Setting Up a Company - Singapore vs China
Selecting an appropriate offshore location for setting up and operating a business is a crucial decision for most entrepreneurs. Some key factors of consideration include foreign ownership policy of the jurisdiction, company incorporation procedure and time-line, minimum statutory requirements and compliance, etc.
- Singapore allows foreign entrepreneurs to set up a Singapore private limited company with 100% foreign shareholding. There are no restrictions on the scope of business activities that a company can engage in.
- China allows foreign entrepreneurs to set up a wholly owned limited liability company, also known as a Wholly Foreign Owned Enterprise (WFOE). However, companies can engage only in “encouraged” fields of business activity and not those which are “restricted” or “prohibited”.
Minimum Statutory Requirements
- In Singapore, the minimum incorporation requirements include: a local registered address (residential or commercial); at least 1 local resident director (a Singapore Citizen, a Singapore PR, or a foreigner holding an Employment Pass, Entrepreneur Pass or Dependent Pass); a local resident and qualified company secretary (must be a natural person); a minimum of 1 and maximum of 50 shareholders (natural persons or corporates); and a minimum paid up capital of SGD 1.00.
- To set-up a WFOE in China, foreign entrepreneurs must comply with the following requirements: a local registered address (only commercial and not residential); at least 1 director, unless the company forms a Board of Directors, in which case a minimum of 3 and maximum of 13 directors are required (directors need not be Chinese citizens or residents); a minimum of 1 and maximum of 50 foreign shareholders (natural persons or corporates); a legal representative (need not be a Chinese citizen or local resident); a General Manager (need not be a Chinese citizen or local resident); a supervisor; and a minimum registered capital that ranges from CNY 100,000 – CNY 1 million (depending on the nature of business and local authorities requirements).
- Company registration in Singapore is fully-computerized and can be completed within 1 day via electronic means. There are only two major steps involved in company formation – obtaining company name approval and filing incorporation documents. Post-incorporation, the company can apply for a business license (if required), open a corporate bank account and register with the tax department.
- Company incorporation in China is complex and time-consuming, involving several procedures such as: submitting a project proposal, obtaining company name approval, submitting a feasibility study report, filing incorporation documents and obtaining a business license. Post-incorporation, the company is required to open a corporate bank account, register with the tax department, obtain a Foreign Exchange Registration Certificate, register with the local statistical bureau and financial bureau, etc.

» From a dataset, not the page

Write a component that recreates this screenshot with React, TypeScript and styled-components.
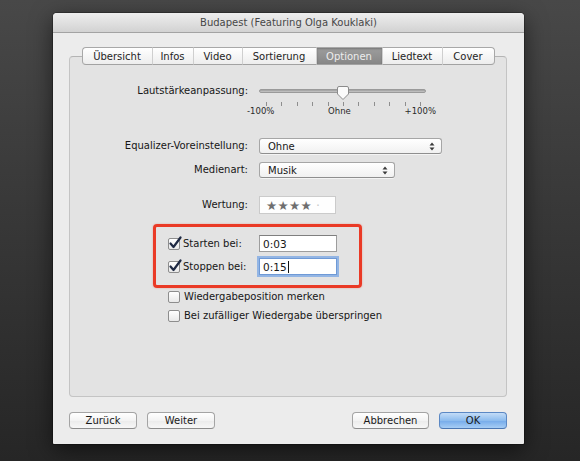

- Singapore company incorporation involves minimal formalities and can be completed in less than 24 hours.
- Setting up a company in China involves transacting with several government bodies and it can take anywhere between 2-3 months to obtain approvals.
Annual Filing Requirements
- In Singapore, an Annual Return must be filed with Companies Registrar and Income Tax Return with the Singapore tax department each year. Small companies are exempt from filing audited accounts with the returns.
- In China, companies must submit Income Tax Returns along with audited accounts to the tax department on a monthly, quarterly and annual basis. In addition, a WFOE must submit an audited annual report for annual inspection to several government authorities. No company is exempt from the audit requirement.
- Singapore charges a corporate tax rate of approximately 8.5% for profits up to S$300K and a flat 17% for profits above S$300K. GST stands at 7%.
- Taxes are significantly higher for WFOEs in China. The current corporate tax rate stands at 25%. Some companies may qualify for lower rates of 20% (certain small companies) or 15% (certain technology companies). VAT stands at 17% for companies with an annual turnover exceeding CNY 1.8 million, while 6% is the VAT rate for all other companies.
On a final note
Singapore offers better prospects for company set up and operation as compared to China. A “restriction-free” foreign ownership policy, 1 day company incorporation, minimal statutory compliance and a low tax regime validate Singapore’s position as an easy country to set up a business, as compared to China.